Akademik Veri Yönetim Sistemi
JOURNAL OF MATERIALS ENGINEERING AND PERFORMANCE, 2024 (SCI-Expanded)
The wire drawing method is widely used in the metal industry for its efficiency in mass production. It is especially preferred for manufacturing items like cables and ropes, as it allows for shaping the material into the desired geometric cross section using a die. In this study, the wire drawing processes for steel, copper, and aluminum were investigated to produce circular cross-section wires, using the finite element method for analysis. Experimental studies on steel wires were conducted to validate the model's accuracy. The study examined the resultant stresses, energy release, and temperature distributions in steel, copper, and aluminum wires post-wire drawing. It also explored the effects of varying wire drawing speeds, reduction ratios, and wire diameters through numerical simulations.
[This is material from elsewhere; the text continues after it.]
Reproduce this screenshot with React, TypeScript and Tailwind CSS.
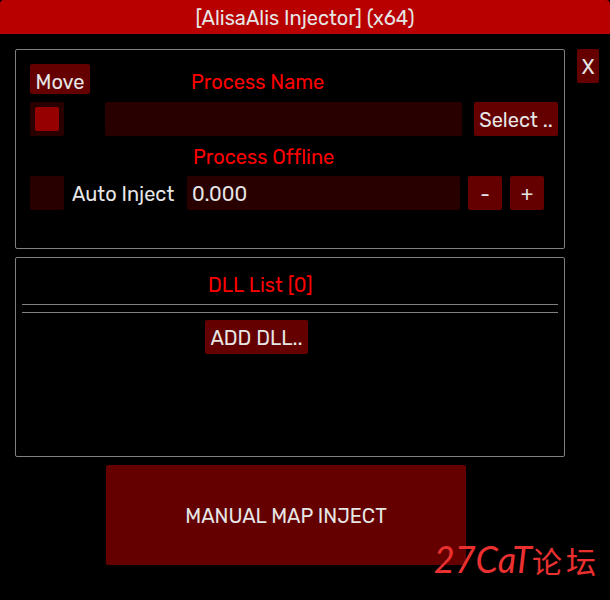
import { useState } from "react";
import type { ButtonHTMLAttributes } from "react";
import { twMerge } from "tailwind-merge";

function Button({ className, ...props }: ButtonHTMLAttributes<HTMLButtonElement>) {
  return (
    <button
      type="button"
      className={twMerge(
        "h-[34px] shrink-0 rounded-xs bg-[#640000] pt-0.5 text-center whitespace-nowrap hover:bg-[#960000]",
        className
      )}
      {...props}
    />
  );
}

function Checkbox({ id, label, defaultChecked }: { id: string; label?: string; defaultChecked?: boolean }) {
  return (
    <span className="relative block size-[34px] shrink-0">
      <input
        id={id}
        type="checkbox"
        aria-label={label}
        defaultChecked={defaultChecked}
        className="peer block size-full appearance-none rounded-xs bg-[#290000]"
      />
      {/* check mark */}
      <span className="pointer-events-none absolute inset-[5px] hidden rounded-xs bg-[#960000] peer-checked:block" />
    </span>
  );
}

export default function App() {
  const [processName, setProcessName] = useState("");
  const [delay, setDelay] = useState("0.000");

  const step = (amount: number) => {
    const next = Math.max(0, (parseFloat(delay) || 0) + amount);
    setDelay(next.toFixed(3));
  };

  return (
    <div className="relative min-h-screen bg-black font-['Rubik','Inter',sans-serif] text-[20px] leading-6 text-[#e6e6e6] [font-variant-ligatures:none]">
      {/* Title bar */}
      <header className="flex h-[34px] items-center justify-center rounded-t-sm bg-[#b90000] pt-0.5">
        <h1>[AlisaAlis Injector] (x64)</h1>
      </header>

      <main className="flex items-start gap-3 pt-[15px] pr-[11px] pl-[15px]">
        <div className="flex min-w-0 flex-1 flex-col gap-2">
          {/* Process */}
          <section className="h-[200px] rounded-xs border border-[#808080] pt-3.5 pr-1.5 pl-3.5">
            <div className="flex h-[30px] items-center">
              <Button className="h-[30px] w-[60px] pt-1.5">Move</Button>
              <label htmlFor="process" className="ml-[101px] pt-1.5 text-[#ff0000]">
                Process Name
              </label>
            </div>

            <div className="mt-2 flex">
              <Checkbox id="attach" label="Attach" defaultChecked />
              <input
                id="process"
                type="text"
                value={processName}
                onChange={(e) => setProcessName(e.target.value)}
                className="mr-3 ml-[41px] h-[34px] min-w-0 flex-1 rounded-xs bg-[#290000] px-[5px] outline-none"
              />
              <Button className="w-[84px]">Select ..</Button>
            </div>

            <p className="mt-2 ml-[163px] h-8 pt-px text-[#ff0000]">Process Offline</p>

            <div className="flex gap-2 pr-3.5">
              <Checkbox id="auto" />
              <label htmlFor="auto" className="flex w-[107px] shrink-0 items-center pt-0.5 whitespace-nowrap">
                Auto Inject
              </label>
              <input
                type="text"
                aria-label="Delay"
                value={delay}
                onChange={(e) => setDelay(e.target.value)}
                className="h-[34px] min-w-0 flex-1 rounded-xs bg-[#290000] px-[5px] pt-0.5 outline-none"
              />
              <Button className="w-[34px]" onClick={() => step(-1)}>-</Button>
              <Button className="w-[34px]" onClick={() => step(1)}>+</Button>
            </div>
          </section>

          {/* DLL list */}
          <section className="h-[200px] rounded-xs border border-[#808080] px-1.5 pt-3.5">
            <h2 className="ml-[186px] h-8 pt-px text-[#ff0000]">DLL List [0]</h2>
            <hr className="border-[#808080]" />
            <hr className="mt-[7px] border-[#808080]" />
            <Button className="mt-[7px] ml-[183px] w-[103px]">ADD DLL..</Button>
          </section>

          <Button className="mr-[99px] ml-[91px] h-[100px]">MANUAL MAP INJECT</Button>
        </div>

        <Button className="w-[22px]">X</Button>
      </main>

      {/* Watermark */}
      <div className="pointer-events-none absolute right-3.5 bottom-5 flex items-baseline leading-10 whitespace-nowrap text-[#eb3030]">
        <span className="font-['Lato',sans-serif] text-[36px] italic">27CaT</span>
        <span className="flex gap-1 font-['Noto_Sans_CJK_SC',sans-serif] text-[30px]">
          <span>论</span>
          <span>坛</span>
        </span>
      </div>
    </div>
  );
}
The findings revealed that increasing the wire drawing speed from 0.05 to 0.3 m/s led to a temperature rise of 113% in steel wires, 109% in copper wires, and 109% in aluminum wires. Similarly, a reduction ratio increases from 10 to 30% caused a temperature rise of 227% in steel wires, 197% in copper wires, and 189% in aluminum wires. These insights are crucial for determining optimal process parameters in wire drawing industry applications, offering a numerical model that enhances production efficiency.